### Prompt
Reproduce all the lines below exactly and omit the images.

### Given entries
☆ ☆ ☆ ☆

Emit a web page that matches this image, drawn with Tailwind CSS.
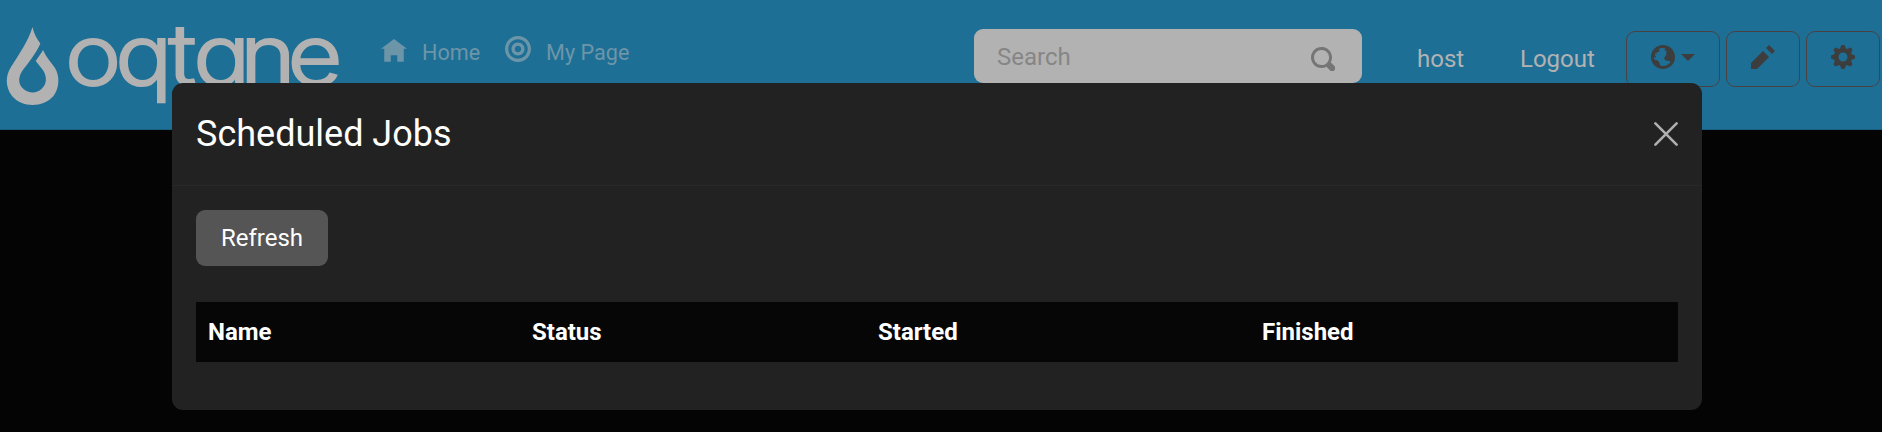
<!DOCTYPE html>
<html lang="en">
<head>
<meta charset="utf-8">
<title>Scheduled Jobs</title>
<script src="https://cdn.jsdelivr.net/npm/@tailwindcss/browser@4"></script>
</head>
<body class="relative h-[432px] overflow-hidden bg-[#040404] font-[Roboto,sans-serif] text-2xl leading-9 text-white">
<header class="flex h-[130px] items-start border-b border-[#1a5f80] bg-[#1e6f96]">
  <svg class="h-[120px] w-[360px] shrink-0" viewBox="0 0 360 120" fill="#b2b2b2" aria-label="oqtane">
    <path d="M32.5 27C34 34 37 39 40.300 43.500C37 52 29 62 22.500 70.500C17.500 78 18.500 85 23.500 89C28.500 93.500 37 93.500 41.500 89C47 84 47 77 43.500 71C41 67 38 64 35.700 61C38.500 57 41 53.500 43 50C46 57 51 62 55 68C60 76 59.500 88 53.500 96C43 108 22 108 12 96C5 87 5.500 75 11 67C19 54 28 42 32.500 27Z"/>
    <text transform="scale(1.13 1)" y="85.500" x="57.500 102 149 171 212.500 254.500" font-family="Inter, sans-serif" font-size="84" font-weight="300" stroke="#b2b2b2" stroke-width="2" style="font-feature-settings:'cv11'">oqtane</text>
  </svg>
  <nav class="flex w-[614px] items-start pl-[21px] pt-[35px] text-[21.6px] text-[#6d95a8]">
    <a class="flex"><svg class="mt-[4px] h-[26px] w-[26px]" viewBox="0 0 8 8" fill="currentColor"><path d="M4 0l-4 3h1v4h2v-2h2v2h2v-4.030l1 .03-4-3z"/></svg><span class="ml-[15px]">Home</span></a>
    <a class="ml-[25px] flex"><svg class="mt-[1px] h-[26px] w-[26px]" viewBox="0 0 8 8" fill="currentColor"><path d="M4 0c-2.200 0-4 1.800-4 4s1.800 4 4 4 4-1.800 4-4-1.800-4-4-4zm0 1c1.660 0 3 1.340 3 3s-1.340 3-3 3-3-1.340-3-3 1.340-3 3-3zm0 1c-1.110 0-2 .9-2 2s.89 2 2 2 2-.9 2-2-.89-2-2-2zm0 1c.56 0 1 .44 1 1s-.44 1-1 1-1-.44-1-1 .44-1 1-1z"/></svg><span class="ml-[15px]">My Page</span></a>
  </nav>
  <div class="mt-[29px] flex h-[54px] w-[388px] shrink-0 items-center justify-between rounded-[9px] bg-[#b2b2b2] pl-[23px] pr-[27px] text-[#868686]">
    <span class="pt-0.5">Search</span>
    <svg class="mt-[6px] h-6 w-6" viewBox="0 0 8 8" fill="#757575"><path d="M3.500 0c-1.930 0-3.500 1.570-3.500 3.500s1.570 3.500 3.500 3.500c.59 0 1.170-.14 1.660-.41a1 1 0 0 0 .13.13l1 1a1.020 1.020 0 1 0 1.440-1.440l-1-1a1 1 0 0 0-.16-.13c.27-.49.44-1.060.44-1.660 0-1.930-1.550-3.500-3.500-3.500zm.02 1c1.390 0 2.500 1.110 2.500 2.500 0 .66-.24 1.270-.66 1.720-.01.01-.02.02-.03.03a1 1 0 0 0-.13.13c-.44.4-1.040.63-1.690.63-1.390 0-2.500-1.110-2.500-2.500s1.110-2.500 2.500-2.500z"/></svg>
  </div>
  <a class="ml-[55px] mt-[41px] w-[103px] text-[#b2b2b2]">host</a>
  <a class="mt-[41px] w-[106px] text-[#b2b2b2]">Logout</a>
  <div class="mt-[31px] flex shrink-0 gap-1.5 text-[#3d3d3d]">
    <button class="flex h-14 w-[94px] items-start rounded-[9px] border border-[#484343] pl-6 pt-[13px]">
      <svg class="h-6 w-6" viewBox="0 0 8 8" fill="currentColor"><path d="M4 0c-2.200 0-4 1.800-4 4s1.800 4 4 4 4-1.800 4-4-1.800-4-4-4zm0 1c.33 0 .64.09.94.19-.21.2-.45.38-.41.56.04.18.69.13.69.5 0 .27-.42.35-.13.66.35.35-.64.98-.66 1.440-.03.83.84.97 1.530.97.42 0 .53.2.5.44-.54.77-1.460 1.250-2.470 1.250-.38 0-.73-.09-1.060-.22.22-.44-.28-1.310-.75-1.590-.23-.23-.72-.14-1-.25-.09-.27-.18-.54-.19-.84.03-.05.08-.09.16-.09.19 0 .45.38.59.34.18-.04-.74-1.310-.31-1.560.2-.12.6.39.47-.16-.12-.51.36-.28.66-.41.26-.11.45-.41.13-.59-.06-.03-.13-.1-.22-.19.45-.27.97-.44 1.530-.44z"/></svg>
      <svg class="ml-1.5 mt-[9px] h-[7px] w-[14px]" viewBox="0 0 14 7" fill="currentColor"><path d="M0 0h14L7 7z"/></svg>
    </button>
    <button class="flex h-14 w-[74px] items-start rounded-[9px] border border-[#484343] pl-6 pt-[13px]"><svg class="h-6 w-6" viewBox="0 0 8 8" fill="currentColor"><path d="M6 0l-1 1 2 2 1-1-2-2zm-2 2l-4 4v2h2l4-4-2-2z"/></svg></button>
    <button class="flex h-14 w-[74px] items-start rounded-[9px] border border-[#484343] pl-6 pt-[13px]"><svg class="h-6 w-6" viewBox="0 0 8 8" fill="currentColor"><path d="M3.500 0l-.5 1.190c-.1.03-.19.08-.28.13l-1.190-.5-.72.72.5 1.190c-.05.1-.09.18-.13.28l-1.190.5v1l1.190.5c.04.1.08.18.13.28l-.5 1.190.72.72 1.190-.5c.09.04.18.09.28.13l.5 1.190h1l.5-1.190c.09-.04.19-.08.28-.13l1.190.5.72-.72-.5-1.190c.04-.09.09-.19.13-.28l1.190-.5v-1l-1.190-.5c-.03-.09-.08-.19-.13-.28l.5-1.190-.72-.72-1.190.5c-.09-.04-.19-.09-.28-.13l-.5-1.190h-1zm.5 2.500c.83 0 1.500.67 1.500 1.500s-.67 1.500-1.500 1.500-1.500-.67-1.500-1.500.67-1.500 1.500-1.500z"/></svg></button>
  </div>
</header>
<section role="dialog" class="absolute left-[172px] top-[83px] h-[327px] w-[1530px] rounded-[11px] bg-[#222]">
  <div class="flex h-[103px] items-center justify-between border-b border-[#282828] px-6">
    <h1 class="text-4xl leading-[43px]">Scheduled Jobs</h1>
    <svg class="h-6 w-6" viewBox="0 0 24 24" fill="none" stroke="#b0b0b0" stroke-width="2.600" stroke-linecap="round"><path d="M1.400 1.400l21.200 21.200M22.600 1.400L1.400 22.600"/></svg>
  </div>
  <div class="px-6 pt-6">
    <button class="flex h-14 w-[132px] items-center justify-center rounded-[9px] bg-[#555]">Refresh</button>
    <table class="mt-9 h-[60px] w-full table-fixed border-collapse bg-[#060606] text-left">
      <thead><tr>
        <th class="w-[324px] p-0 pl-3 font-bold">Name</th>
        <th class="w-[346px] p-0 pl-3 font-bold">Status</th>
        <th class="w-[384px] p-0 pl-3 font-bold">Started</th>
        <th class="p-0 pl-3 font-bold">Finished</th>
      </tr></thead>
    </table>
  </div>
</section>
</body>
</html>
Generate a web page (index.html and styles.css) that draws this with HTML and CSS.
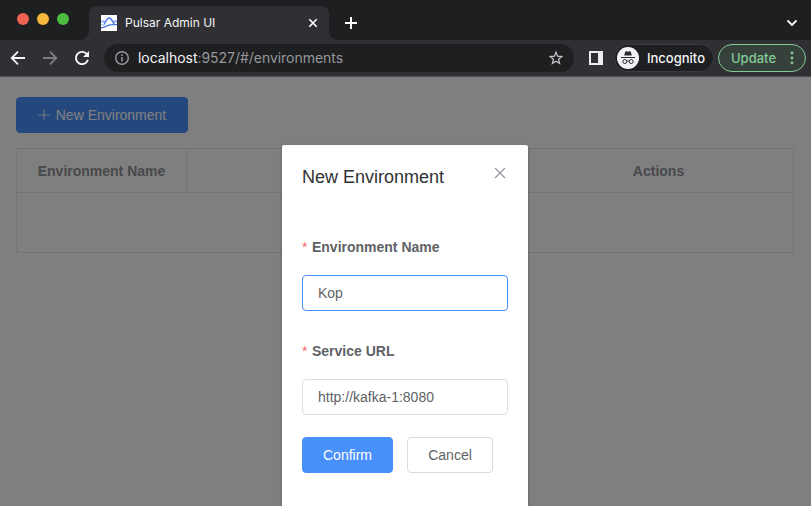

☆ ☆ ☆ ☆

### Result for this task
Emit a web page that matches this image, drawn with Tailwind CSS.
<!DOCTYPE html>
<html lang="en">
<head>
<meta charset="utf-8">
<title>Scheduled Jobs</title>
<script src="https://cdn.jsdelivr.net/npm/@tailwindcss/browser@4"></script>
</head>
<body class="relative h-[432px] overflow-hidden bg-[#040404] font-[Roboto,sans-serif] text-2xl leading-9 text-white">
<header class="flex h-[130px] items-start border-b border-[#1a5f80] bg-[#1e6f96]">
  <svg class="h-[120px] w-[360px] shrink-0" viewBox="0 0 360 120" fill="#b2b2b2" aria-label="oqtane">
    <path d="M32.5 27C34 34 37 39 40.300 43.500C37 52 29 62 22.500 70.500C17.500 78 18.500 85 23.500 89C28.500 93.500 37 93.500 41.500 89C47 84 47 77 43.500 71C41 67 38 64 35.700 61C38.500 57 41 53.500 43 50C46 57 51 62 55 68C60 76 59.500 88 53.500 96C43 108 22 108 12 96C5 87 5.500 75 11 67C19 54 28 42 32.500 27Z"/>
    <text transform="scale(1.13 1)" y="85.500" x="57.500 102 149 171 212.500 254.500" font-family="Inter, sans-serif" font-size="84" font-weight="300" stroke="#b2b2b2" stroke-width="2" style="font-feature-settings:'cv11'">oqtane</text>
  </svg>
  <nav class="flex w-[614px] items-start pl-[21px] pt-[35px] text-[21.6px] text-[#6d95a8]">
    <a class="flex"><svg class="mt-[4px] h-[26px] w-[26px]" viewBox="0 0 8 8" fill="currentColor"><path d="M4 0l-4 3h1v4h2v-2h2v2h2v-4.030l1 .03-4-3z"/></svg><span class="ml-[15px]">Home</span></a>
    <a class="ml-[25px] flex"><svg class="mt-[1px] h-[26px] w-[26px]" viewBox="0 0 8 8" fill="currentColor"><path d="M4 0c-2.200 0-4 1.800-4 4s1.800 4 4 4 4-1.800 4-4-1.800-4-4-4zm0 1c1.660 0 3 1.340 3 3s-1.340 3-3 3-3-1.340-3-3 1.340-3 3-3zm0 1c-1.110 0-2 .9-2 2s.89 2 2 2 2-.9 2-2-.89-2-2-2zm0 1c.56 0 1 .44 1 1s-.44 1-1 1-1-.44-1-1 .44-1 1-1z"/></svg><span class="ml-[15px]">My Page</span></a>
  </nav>
  <div class="mt-[29px] flex h-[54px] w-[388px] shrink-0 items-center justify-between rounded-[9px] bg-[#b2b2b2] pl-[23px] pr-[27px] text-[#868686]">
    <span class="pt-0.5">Search</span>
    <svg class="mt-[6px] h-6 w-6" viewBox="0 0 8 8" fill="#757575"><path d="M3.500 0c-1.930 0-3.500 1.570-3.500 3.500s1.570 3.500 3.500 3.500c.59 0 1.170-.14 1.660-.41a1 1 0 0 0 .13.13l1 1a1.020 1.020 0 1 0 1.440-1.440l-1-1a1 1 0 0 0-.16-.13c.27-.49.44-1.060.44-1.660 0-1.930-1.550-3.500-3.500-3.500zm.02 1c1.390 0 2.500 1.110 2.500 2.500 0 .66-.24 1.270-.66 1.720-.01.01-.02.02-.03.03a1 1 0 0 0-.13.13c-.44.4-1.040.63-1.690.63-1.390 0-2.500-1.110-2.500-2.500s1.110-2.500 2.500-2.500z"/></svg>
  </div>
  <a class="ml-[55px] mt-[41px] w-[103px] text-[#b2b2b2]">host</a>
  <a class="mt-[41px] w-[106px] text-[#b2b2b2]">Logout</a>
  <div class="mt-[31px] flex shrink-0 gap-1.5 text-[#3d3d3d]">
    <button class="flex h-14 w-[94px] items-start rounded-[9px] border border-[#484343] pl-6 pt-[13px]">
      <svg class="h-6 w-6" viewBox="0 0 8 8" fill="currentColor"><path d="M4 0c-2.200 0-4 1.800-4 4s1.800 4 4 4 4-1.800 4-4-1.800-4-4-4zm0 1c.33 0 .64.09.94.19-.21.2-.45.38-.41.56.04.18.69.13.69.5 0 .27-.42.35-.13.66.35.35-.64.98-.66 1.440-.03.83.84.97 1.530.97.42 0 .53.2.5.44-.54.77-1.460 1.250-2.470 1.250-.38 0-.73-.09-1.060-.22.22-.44-.28-1.310-.75-1.590-.23-.23-.72-.14-1-.25-.09-.27-.18-.54-.19-.84.03-.05.08-.09.16-.09.19 0 .45.38.59.34.18-.04-.74-1.310-.31-1.560.2-.12.6.39.47-.16-.12-.51.36-.28.66-.41.26-.11.45-.41.13-.59-.06-.03-.13-.1-.22-.19.45-.27.97-.44 1.530-.44z"/></svg>
      <svg class="ml-1.5 mt-[9px] h-[7px] w-[14px]" viewBox="0 0 14 7" fill="currentColor"><path d="M0 0h14L7 7z"/></svg>
    </button>
    <button class="flex h-14 w-[74px] items-start rounded-[9px] border border-[#484343] pl-6 pt-[13px]"><svg class="h-6 w-6" viewBox="0 0 8 8" fill="currentColor"><path d="M6 0l-1 1 2 2 1-1-2-2zm-2 2l-4 4v2h2l4-4-2-2z"/></svg></button>
    <button class="flex h-14 w-[74px] items-start rounded-[9px] border border-[#484343] pl-6 pt-[13px]"><svg class="h-6 w-6" viewBox="0 0 8 8" fill="currentColor"><path d="M3.500 0l-.5 1.190c-.1.03-.19.08-.28.13l-1.190-.5-.72.72.5 1.190c-.05.1-.09.18-.13.28l-1.190.5v1l1.190.5c.04.1.08.18.13.28l-.5 1.190.72.72 1.190-.5c.09.04.18.09.28.13l.5 1.190h1l.5-1.190c.09-.04.19-.08.28-.13l1.190.5.72-.72-.5-1.190c.04-.09.09-.19.13-.28l1.190-.5v-1l-1.190-.5c-.03-.09-.08-.19-.13-.28l.5-1.190-.72-.72-1.190.5c-.09-.04-.19-.09-.28-.13l-.5-1.190h-1zm.5 2.500c.83 0 1.500.67 1.500 1.500s-.67 1.500-1.500 1.500-1.500-.67-1.500-1.500.67-1.500 1.500-1.500z"/></svg></button>
  </div>
</header>
<section role="dialog" class="absolute left-[172px] top-[83px] h-[327px] w-[1530px] rounded-[11px] bg-[#222]">
  <div class="flex h-[103px] items-center justify-between border-b border-[#282828] px-6">
    <h1 class="text-4xl leading-[43px]">Scheduled Jobs</h1>
    <svg class="h-6 w-6" viewBox="0 0 24 24" fill="none" stroke="#b0b0b0" stroke-width="2.600" stroke-linecap="round"><path d="M1.400 1.400l21.200 21.200M22.600 1.400L1.400 22.600"/></svg>
  </div>
  <div class="px-6 pt-6">
    <button class="flex h-14 w-[132px] items-center justify-center rounded-[9px] bg-[#555]">Refresh</button>
    <table class="mt-9 h-[60px] w-full table-fixed border-collapse bg-[#060606] text-left">
      <thead><tr>
        <th class="w-[324px] p-0 pl-3 font-bold">Name</th>
        <th class="w-[346px] p-0 pl-3 font-bold">Status</th>
        <th class="w-[384px] p-0 pl-3 font-bold">Started</th>
        <th class="p-0 pl-3 font-bold">Finished</th>
      </tr></thead>
    </table>
  </div>
</section>
</body>
</html>
Generate a web page (index.html and styles.css) that draws this with HTML and CSS.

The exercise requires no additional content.